Convert it instead. Upload the statement to the operating statement PDF to Excel converter and every income and expense line lands on its own row with the twelve monthly columns and the annual total preserved. Scanned pages work too, since OCR reads the characters off the image. The same workflow applies to the rent roll, which you need anyway to sanity check gross rental income against in place rent.

Then check one thing before you build a single formula on top of the data. Select an expense column and look at the status bar. If Excel shows a count but no sum, the amounts came across as text and every formula downstream will return zero or ignore rows silently. Data, then Text to Columns, then Finish converts them back to numbers. Our guide to numbers stored as text after a PDF conversion covers the variants, and the broader PDF to Excel for real estate page covers the rest of the deal package.

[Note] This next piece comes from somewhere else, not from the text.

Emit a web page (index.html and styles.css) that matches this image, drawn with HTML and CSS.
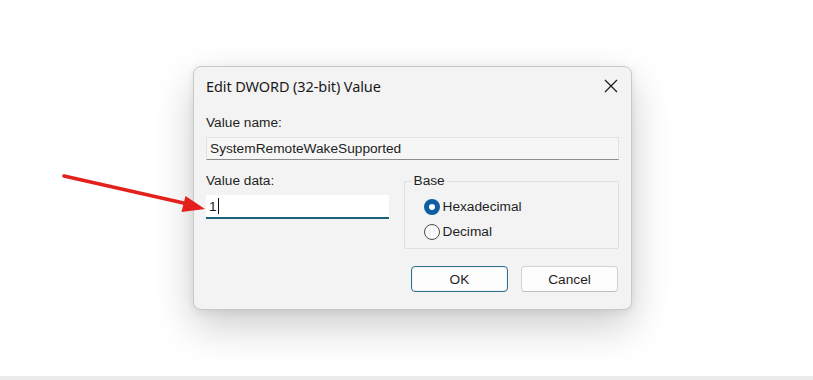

A short reconciliation checklist before you trust the ratio

  • Total the twelve monthly columns and confirm they equal the annual column on the source PDF. If they do not, a row was misread or a subtotal line was captured as data.
  • Confirm that debt service, depreciation, amortization, and capital expenditures are not sitting anywhere inside your operating expense block.
  • Confirm the numerator and denominator cover the same twelve months. A trailing twelve NOI against a debt service figure from a term sheet dated last quarter is not a ratio, it is a coincidence.
  • Recalculate debt service with the amortizing payment, not the interest only payment, unless you are deliberately showing the interest only period separately.
  • Run the lender's adjustments in a parallel column and note the resulting DSCR next to yours.

Do that and the ratio you carry into a lender conversation is one you can defend line by line. The formula was never the hard part. The statement was.